We meet at Ah Sam Cold Drink stall, located on the second floor of a shophouse in the now ghost town that is Boat Quay. It is one of the first bars I visited in 2013.
Do I need professional bar tools at home? Mr Cheong offers plenty of hacks using kitchen equipment and stuff you can find around the home.
For instance, you can use measuring spoons in place of a jigger, a double-coned measuring device used by bartenders to accurately pour out spirits.
No long-handled bar spoon? Use a chopstick. No shaker?
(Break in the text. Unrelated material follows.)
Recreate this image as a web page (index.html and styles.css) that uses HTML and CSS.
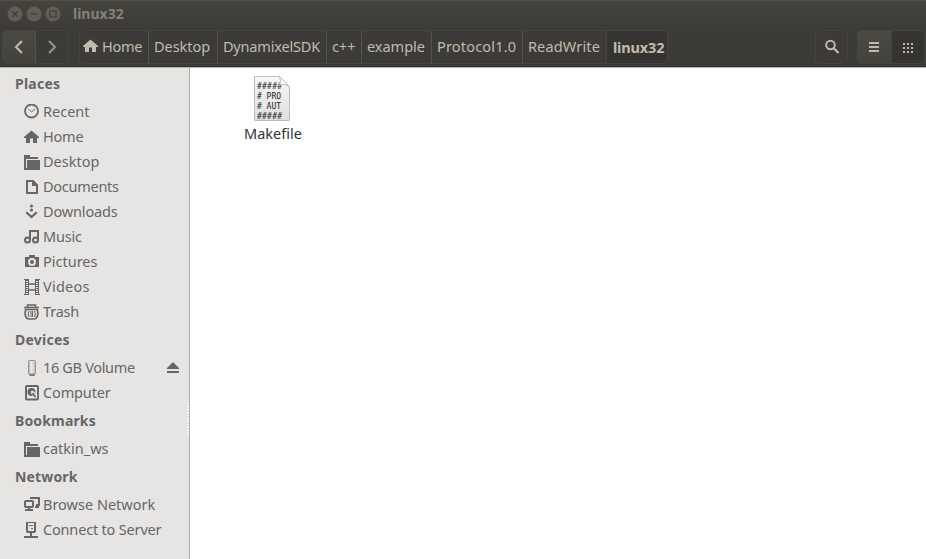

Just use one of those free water bottles you get in goodie bags.
I quickly realise that making classic cocktails – such as a stiff vodka martini or negroni, or the refreshing, tropics-friendly gin fizz and daiquiri – is not as hard as I had thought.
All you need is a stash of booze and a few modifiers such as bitters and vermouth.
Measuring and pouring spirits into the mixing glass gets fiddly at times – as is the maths, and trying to figure out how many measuring spoons of gin you need to make 60ml. But a little extra gin can’t hurt, right?
I also pick up pro tips, such as the proper technique for stirring a cocktail in a mixing glass. The optimum is 10 to 15 seconds to chill and dilute the drink, but not too long.
The real pros do it almost soundlessly – where you can’t hear the ice clinking against the glass – but I still have a long way to go.
Now that I have a lesson under my belt, I look forward to doing a Friday night Zoom party with my Shanghai-based friends, Fabian and Scott, who made their own “quarantine cocktails” during the city’s lockdown.
Bars and bartenders in China were among the first to introduce takeaway cocktails and cocktail kits, and live-stream cocktail-making classes. Cities such as New York and London have followed suit, and Singapore bars are now doing so as well.
Having cocktails via video chat will not be the same as sitting at a marble bartop, watching a bartender in a smart white coat making me a martini with flourish. I will also miss the clinking of glasses.
But this will have to do for now. There will still be banter with friends, just that I might have to go offcamera for the occasional refill.
Now, I just have to shop for proper glassware in which to serve my homemade cocktails.